With all due respect to film critic Andrew Sarris, Max Ophüls’ legendary Lola Montès (1955) is not “the greatest film ever made.” I’m not sure I’d even attempt to say what the greatest film ever made is, but it’s not this. I admire Sarris’ enthusiasm for the film (and the way he expressed it), but I can’t actually share it. I first encountered Ophüls at the age of 15 with The Exile (1947), which, at the time, I viewed strictly as a Douglas Fairbanks Jr. movie, having no idea who Ophüls was, or that he should impress me. I liked the film and have fond memories of it, but I’ve never been able to see it again. Later I caught up with Ophüls in a more serious way, but nothing about his work ever quite the rang the gong for me. La Ronde (1950) came close.
I’ve tried to convince myself that if I saw Lola Montès in 1961 as Sarris did that I would have been blown away, but I can’t quite manage it, especially if I assume that I’d seen the films of Josef von Sternberg at the time. For me, Ophüls draws a good bit on Sternberg—just as Ophüls pretty clearly influences everyone from Kubrick to Ken Russell and films as diverse as Robert Wise’s Star! (1968) and Baz Luhrmann’s Moulin Rouge! (2001). (Both titles owe something to Lola Montès.) The difference is that these other directors and films connect with me on an emotional level in a way that Ophüls’ work never does. When I first saw Lola Montès 25 or so years ago, it bored me beyond words. Seeing it again for this review, it didn’t bore me, but apart from its surface gloss and the clever central conceit—of presenting the life of the notorious Lola Montès (Martine Carol) as a circus spectacular while the dying woman recalls her life—it didn’t actually involve me.
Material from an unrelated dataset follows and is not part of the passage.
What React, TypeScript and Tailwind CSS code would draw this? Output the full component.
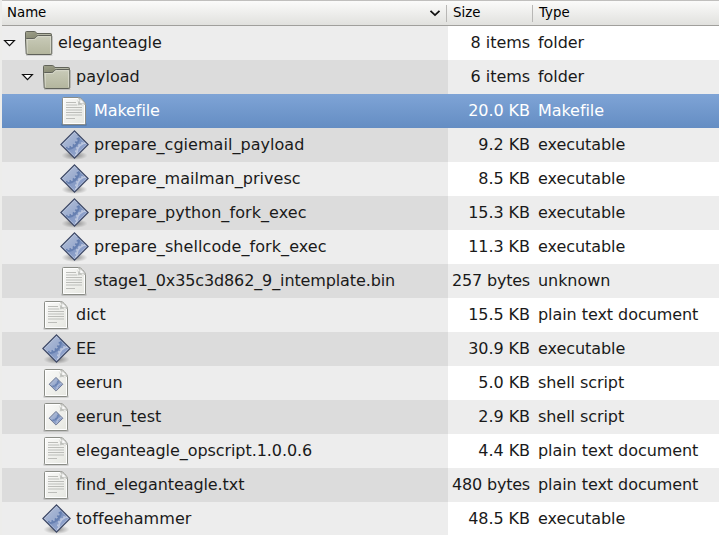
import React from "react";

type Kind = "folder" | "doc" | "exec" | "script";
type Item = {
  name: string;
  kind: Kind;
  level: number;
  size: string;
  type: string;
  tracking?: string;
  selected?: boolean;
};

const items: Item[] = [
  { name: "eleganteagle", kind: "folder", level: 0, size: "8 items", type: "folder", tracking: "tracking-[-0.08px]" },
  { name: "payload", kind: "folder", level: 1, size: "6 items", type: "folder" },
  { name: "Makefile", kind: "doc", level: 2, size: "20.0 KB", type: "Makefile", tracking: "tracking-[-0.08px]", selected: true },
  { name: "prepare_cgiemail_payload", kind: "exec", level: 2, size: "9.2 KB", type: "executable", tracking: "tracking-[0.04px]" },
  { name: "prepare_mailman_privesc", kind: "exec", level: 2, size: "8.5 KB", type: "executable", tracking: "tracking-[0.04px]" },
  { name: "prepare_python_fork_exec", kind: "exec", level: 2, size: "15.3 KB", type: "executable", tracking: "tracking-[0.08px]" },
  { name: "prepare_shellcode_fork_exec", kind: "exec", level: 2, size: "11.3 KB", type: "executable", tracking: "tracking-[0.08px]" },
  { name: "stage1_0x35c3d862_9_intemplate.bin", kind: "doc", level: 2, size: "257 bytes", type: "unknown", tracking: "tracking-[-0.12px]" },
  { name: "dict", kind: "doc", level: 1, size: "15.5 KB", type: "plain text document" },
  { name: "EE", kind: "exec", level: 1, size: "30.9 KB", type: "executable" },
  { name: "eerun", kind: "script", level: 1, size: "5.0 KB", type: "shell script" },
  { name: "eerun_test", kind: "script", level: 1, size: "2.9 KB", type: "shell script" },
  { name: "eleganteagle_opscript.1.0.0.6", kind: "doc", level: 1, size: "4.4 KB", type: "plain text document", tracking: "tracking-[-0.07px]" },
  { name: "find_eleganteagle.txt", kind: "doc", level: 1, size: "480 bytes", type: "plain text document", tracking: "tracking-[-0.08px]" },
  { name: "toffeehammer", kind: "exec", level: 1, size: "48.5 KB", type: "executable", tracking: "tracking-[0.08px]" },
];

const indents = ["pl-0", "pl-[18px]", "pl-9"];

function Gradients() {
  return (
    <svg width="0" height="0" className="absolute">
      <defs>
        <linearGradient id="folderFront" x1="0" y1="0" x2="0" y2="1">
          <stop offset="0" stopColor="#c9cbb9" />
          <stop offset="1" stopColor="#b3b59d" />
        </linearGradient>
        <linearGradient id="folderBack" x1="0" y1="0" x2="1" y2="1">
          <stop offset="0" stopColor="#a0a28c" />
          <stop offset="1" stopColor="#74765f" />
        </linearGradient>
        <linearGradient id="paper" x1="0" y1="0" x2="1" y2="1">
          <stop offset="0" stopColor="#fafaf9" />
          <stop offset="1" stopColor="#e6e7e1" />
        </linearGradient>
        <linearGradient id="diamond" x1="0.3" y1="0" x2="0.7" y2="1">
          <stop offset="0" stopColor="#6880ae" />
          <stop offset="0.5" stopColor="#7f95c1" />
          <stop offset="1" stopColor="#98a9cf" />
        </linearGradient>
        <linearGradient id="gear" x1="0" y1="0" x2="1" y2="1">
          <stop offset="0.4" stopColor="#b3bfd8" />
          <stop offset="1" stopColor="#92a5cb" />
        </linearGradient>
        <radialGradient id="shade">
          <stop offset="0" stopColor="#000" stopOpacity="0.42" />
          <stop offset="1" stopColor="#000" stopOpacity="0" />
        </radialGradient>
        <clipPath id="diamondClip">
          <path d="M16.5 3 30 16.5 16.5 30 3 16.5Z" />
        </clipPath>
      </defs>
    </svg>
  );
}

function Folder() {
  return (
    <>
      <path d="M4 28.8H30.5V30H4Z" fill="#000" opacity="0.12" />
      <path d="M4.5 5.5H12.6Q13.5 5.5 14 6.4L14.8 7.5H28.5Q29.5 7.5 29.5 8.5V14H3.5V6.5Q3.5 5.5 4.5 5.5Z" fill="url(#folderBack)" stroke="#62645a" />
      <path d="M14.8 8.5H28.5" stroke="#b4b6a5" />
      <path d="M4.5 12.5H11.8Q12.8 12.5 13.5 11.6L14.6 10.5Q15.1 9.5 16.3 9.5H28.8Q29.8 9.5 29.8 10.5V27.5Q29.8 28.5 28.8 28.5H5.3Q4.3 28.5 4.2 27.5L3.5 13.5Q3.5 12.5 4.5 12.5Z" fill="url(#folderFront)" stroke="#5f615a" />
      <path d="M5.3 27V13.5H12.3Q13.5 13.3 14.3 12.3L15.7 10.7H28.5V27" fill="none" stroke="#e0e1d6" opacity="0.65" />
    </>
  );
}

function Page() {
  return (
    <>
      <path d="M3.5 29.5H28.5V31.6H3.5Z" fill="#000" opacity="0.2" />
      <path d="M5.5 3.5H20.5Q22.5 3.5 24.5 5.8Q27.5 9 27.5 10.5V29.5Q27.5 30.5 26.5 30.5H5.5Q4.5 30.5 4.5 29.5V4.5Q4.5 3.5 5.5 3.5Z" fill="url(#paper)" stroke="#8b8d87" />
      <path d="M5.5 29.5V4.5H20M26.5 11V29.5H6" fill="none" stroke="#fff" opacity="0.9" />
      <path d="M18.5 5Q21 8 19.5 11.5Q23.5 10.2 26.5 12.5L22 9Z" fill="#a9aba6" opacity="0.6" />
      <path d="M20.6 4Q22.6 6 21.6 9.5Q25.3 8.4 27.2 10.8Q26.2 6.6 20.6 4Z" fill="#fdfdfd" stroke="#a4a6a1" strokeWidth="0.6" />
    </>
  );
}

function Doc() {
  return (
    <>
      <Page />
      <path d="M8 8.5H18M8 11H19M8 13.5H24M8 16H24M8 18.5H24M8 21H24M8 24.5H17" stroke="#bcbdb9" strokeWidth="1.1" />
    </>
  );
}

function Gem() {
  return (
    <>
      <path d="M16.5 3 30 16.5 16.5 30 3 16.5Z" fill="url(#diamond)" />
      <g clipPath="url(#diamondClip)">
        <circle cx="9.5" cy="9.5" r="12.4" fill="#5d78ab" opacity="0.75" />
        <circle cx="8" cy="8" r="11" fill="url(#gear)" />
        <circle cx="8" cy="8" r="11.4" fill="none" stroke="#a3b2d2" strokeWidth="2" strokeDasharray="1.8 1.8" />
        <circle cx="29" cy="25" r="10.5" fill="#8da0ca" />
        <circle cx="29" cy="25" r="10.2" fill="none" stroke="#bac5de" strokeWidth="1.6" />
        <circle cx="29" cy="25" r="11.3" fill="none" stroke="#bac5de" strokeWidth="1.6" strokeDasharray="1.8 1.8" />
      </g>
      <path d="M16.5 4.3 28.7 16.5 16.5 28.7 4.3 16.5Z" fill="none" stroke="#d4dbeb" strokeWidth="0.8" opacity="0.5" />
      <path d="M16.5 2.8 30.2 16.5 16.5 30.2 2.8 16.5Z" fill="none" stroke="#3c4663" strokeWidth="1.1" />
    </>
  );
}

function Icon({ kind }: { kind: Kind }) {
  return (
    <svg width="32" height="34" viewBox="0 0 32 34" className="shrink-0">
      {kind === "folder" && <Folder />}
      {kind === "doc" && <Doc />}
      {kind === "exec" && (
        <>
          <ellipse cx="16.5" cy="27.5" rx="13" ry="4.5" fill="url(#shade)" />
          <Gem />
        </>
      )}
      {kind === "script" && (
        <>
          <Page />
          <g transform="translate(7.75 10) scale(0.5)">
            <Gem />
          </g>
        </>
      )}
    </svg>
  );
}

function Expander() {
  return (
    <svg width="20" height="34" viewBox="0 0 20 34" className="shrink-0">
      <path d="M2.6 14.5H12.4L7.5 19.7Z" fill="#fff" stroke="#111" strokeWidth="1.2" />
    </svg>
  );
}

function Row({ item, odd }: { item: Item; odd: boolean }) {
  const tone = item.selected
    ? "bg-linear-to-b from-[#7fa4d6] to-[#648dc3] text-white"
    : odd
      ? "bg-[#ededed] text-[#1a1a1a]"
      : "bg-white text-[#1a1a1a]";
  const nameTone = item.selected ? "" : odd ? "bg-[#dcdcdc]" : "bg-[#ededed]";
  const sizeTracking = item.size.endsWith("bytes") ? "tracking-[-0.2px]" : "tracking-[-0.05px]";
  return (
    <div className={`flex h-[34px] shrink-0 items-center ${tone}`}>
      <div className={`flex h-full w-[446px] shrink-0 items-center ${nameTone} ${indents[item.level]}`}>
        {item.kind === "folder" ? <Expander /> : <span className="w-5 shrink-0" />}
        <Icon kind={item.kind} />
        <span className={`ml-1 pb-px ${item.tracking ?? ""}`}>{item.name}</span>
      </div>
      <span className={`w-[82px] shrink-0 pb-px text-right ${sizeTracking}`}>{item.size}</span>
      <span className="ml-2 pb-px tracking-[-0.06px]">{item.type}</span>
    </div>
  );
}

export default function App() {
  return (
    <div className="flex h-[535px] w-[719px] flex-col overflow-hidden bg-[#ededeb] pl-0.5 font-['DejaVu_Sans',sans-serif] text-[16px] leading-6 whitespace-nowrap">
      <Gradients />
      <div className="flex h-[26px] shrink-0 items-center border-t border-b border-t-[#c0bfbd] border-b-[#a09f9c] bg-linear-to-b from-[#fbfbfa] to-[#e1e1de] text-[13.33px] text-black">
        <div className="flex w-[444px] shrink-0 items-center justify-between pr-[5px] pl-[5px]">
          <span>Name</span>
          <svg width="12" height="12" viewBox="0 0 12 12">
            <path d="M1.5 3.8 6 8.1 10.5 3.8" fill="none" stroke="#111" strokeWidth="1.8" />
          </svg>
        </div>
        <div className="flex h-[17px] w-[86px] shrink-0 items-center border-l border-[#b8b7b5] pl-1.5">Size</div>
        <div className="flex h-[17px] items-center border-l border-[#b8b7b5] pl-1.5">Type</div>
      </div>
      {items.map((item, i) => (
        <Row key={item.name} item={item} odd={i % 2 === 1} />
      ))}
    </div>
  );
}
Oh, Lola Montès is a beautiful thing to look at—a barrage of moving camera, theater, colored lights, impossibly ornate decor—but what is it beyond that? It’s a fairly traditional biopic with an unusual (for the time) structure and a great visual sense. After seeing the film, I knew that Lola had affairs with Franz Liszt and King Ludwig of Bavaria, and maybe Richard Wagner and Frederic Chopin—not to mention a raft of lesser luminaries—but I knew that before. Some blame the lack of depth to Lola’s character on the stone-statue performance of Martine Carol, and that may be the case, but the poor woman has reams of impossible dialogue to slog through in artificial situation after artificial situation. A more charismatic actress might have pulled it off, but the problem isn’t entirely hers. Still, it’s a film that ought to be seen for its sheer creative verve, which is much more evidently alive than the film itself.